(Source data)

┌──

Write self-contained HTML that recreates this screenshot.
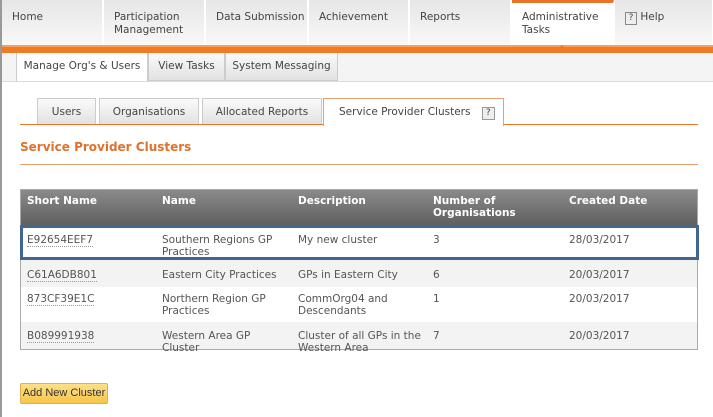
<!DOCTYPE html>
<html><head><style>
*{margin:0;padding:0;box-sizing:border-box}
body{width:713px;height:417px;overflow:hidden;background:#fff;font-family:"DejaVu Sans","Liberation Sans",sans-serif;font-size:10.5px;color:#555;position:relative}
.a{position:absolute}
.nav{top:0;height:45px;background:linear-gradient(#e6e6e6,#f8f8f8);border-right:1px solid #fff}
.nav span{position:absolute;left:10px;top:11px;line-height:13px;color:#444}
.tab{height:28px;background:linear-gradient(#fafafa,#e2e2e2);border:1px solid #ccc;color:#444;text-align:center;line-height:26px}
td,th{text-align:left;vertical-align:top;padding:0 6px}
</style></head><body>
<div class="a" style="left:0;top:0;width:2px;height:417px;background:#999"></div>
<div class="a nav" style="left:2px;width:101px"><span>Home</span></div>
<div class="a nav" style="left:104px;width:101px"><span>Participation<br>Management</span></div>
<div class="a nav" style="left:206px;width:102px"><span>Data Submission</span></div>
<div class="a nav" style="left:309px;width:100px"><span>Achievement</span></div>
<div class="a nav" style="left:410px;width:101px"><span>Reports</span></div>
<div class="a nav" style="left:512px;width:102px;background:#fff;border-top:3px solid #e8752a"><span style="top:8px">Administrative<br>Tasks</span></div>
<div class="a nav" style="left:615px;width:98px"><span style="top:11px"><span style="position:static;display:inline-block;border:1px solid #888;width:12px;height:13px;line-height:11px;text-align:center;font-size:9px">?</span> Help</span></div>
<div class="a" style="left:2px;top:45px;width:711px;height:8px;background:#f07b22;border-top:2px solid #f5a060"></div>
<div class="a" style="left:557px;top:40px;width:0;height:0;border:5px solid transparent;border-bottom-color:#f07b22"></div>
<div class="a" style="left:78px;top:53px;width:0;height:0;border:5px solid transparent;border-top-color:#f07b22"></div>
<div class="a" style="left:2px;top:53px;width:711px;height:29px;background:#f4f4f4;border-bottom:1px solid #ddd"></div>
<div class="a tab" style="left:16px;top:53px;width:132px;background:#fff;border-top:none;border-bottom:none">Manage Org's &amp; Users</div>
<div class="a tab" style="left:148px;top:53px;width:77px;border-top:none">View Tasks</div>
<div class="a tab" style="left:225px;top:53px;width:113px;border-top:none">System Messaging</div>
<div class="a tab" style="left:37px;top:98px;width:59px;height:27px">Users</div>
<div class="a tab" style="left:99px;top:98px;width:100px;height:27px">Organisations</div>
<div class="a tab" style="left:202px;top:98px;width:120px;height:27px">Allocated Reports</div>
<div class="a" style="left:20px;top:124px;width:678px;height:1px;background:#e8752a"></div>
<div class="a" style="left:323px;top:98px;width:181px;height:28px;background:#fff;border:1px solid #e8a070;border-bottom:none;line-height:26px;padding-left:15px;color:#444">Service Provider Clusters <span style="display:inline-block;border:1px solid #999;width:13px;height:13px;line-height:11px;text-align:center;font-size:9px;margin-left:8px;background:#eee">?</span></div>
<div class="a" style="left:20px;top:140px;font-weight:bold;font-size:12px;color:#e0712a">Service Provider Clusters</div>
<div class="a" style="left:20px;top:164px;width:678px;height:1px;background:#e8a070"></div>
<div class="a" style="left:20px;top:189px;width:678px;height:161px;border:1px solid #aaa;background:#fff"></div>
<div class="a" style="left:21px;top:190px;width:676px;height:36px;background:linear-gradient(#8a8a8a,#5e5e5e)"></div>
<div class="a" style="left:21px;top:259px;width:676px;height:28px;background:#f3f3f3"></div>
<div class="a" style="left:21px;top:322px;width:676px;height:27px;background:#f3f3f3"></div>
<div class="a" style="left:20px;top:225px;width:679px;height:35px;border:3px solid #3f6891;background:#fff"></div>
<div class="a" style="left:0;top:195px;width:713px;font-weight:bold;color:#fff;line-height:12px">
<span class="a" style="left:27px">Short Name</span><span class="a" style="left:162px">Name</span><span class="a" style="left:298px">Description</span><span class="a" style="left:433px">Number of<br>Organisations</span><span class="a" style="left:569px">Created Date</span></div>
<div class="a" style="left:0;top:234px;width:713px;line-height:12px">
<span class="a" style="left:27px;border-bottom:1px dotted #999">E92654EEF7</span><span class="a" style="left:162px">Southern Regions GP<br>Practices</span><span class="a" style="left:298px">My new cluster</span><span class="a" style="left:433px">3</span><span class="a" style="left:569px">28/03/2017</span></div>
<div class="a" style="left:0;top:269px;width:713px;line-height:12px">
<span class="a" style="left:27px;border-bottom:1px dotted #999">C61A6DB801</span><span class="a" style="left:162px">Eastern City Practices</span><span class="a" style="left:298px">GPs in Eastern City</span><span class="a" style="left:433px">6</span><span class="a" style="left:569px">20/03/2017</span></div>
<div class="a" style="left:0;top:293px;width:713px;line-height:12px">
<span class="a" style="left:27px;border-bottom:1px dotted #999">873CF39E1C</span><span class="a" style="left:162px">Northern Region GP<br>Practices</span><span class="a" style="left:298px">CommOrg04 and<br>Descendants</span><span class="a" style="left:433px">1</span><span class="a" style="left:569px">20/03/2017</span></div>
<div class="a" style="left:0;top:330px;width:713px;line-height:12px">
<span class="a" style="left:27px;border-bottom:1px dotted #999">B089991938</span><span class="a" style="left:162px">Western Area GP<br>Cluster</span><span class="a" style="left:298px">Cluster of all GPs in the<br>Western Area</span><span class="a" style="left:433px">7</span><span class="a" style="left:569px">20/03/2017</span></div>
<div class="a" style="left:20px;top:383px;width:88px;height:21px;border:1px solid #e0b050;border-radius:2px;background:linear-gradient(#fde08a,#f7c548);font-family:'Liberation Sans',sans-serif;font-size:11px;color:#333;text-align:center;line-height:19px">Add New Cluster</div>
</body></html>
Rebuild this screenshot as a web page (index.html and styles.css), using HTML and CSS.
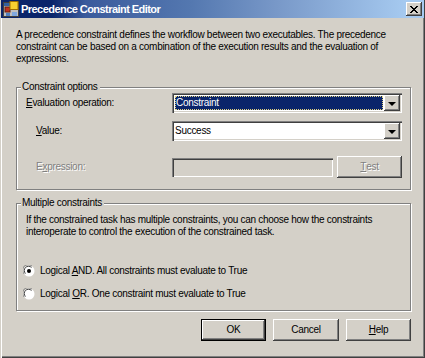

└──

## SET EXERCISE
Go through the records above, find every line with the word "screenshot", and list those lines.

## RESULT OF THIS TASK
Write self-contained HTML that recreates this screenshot.
Rebuild this screenshot as a web page (index.html and styles.css), using HTML and CSS.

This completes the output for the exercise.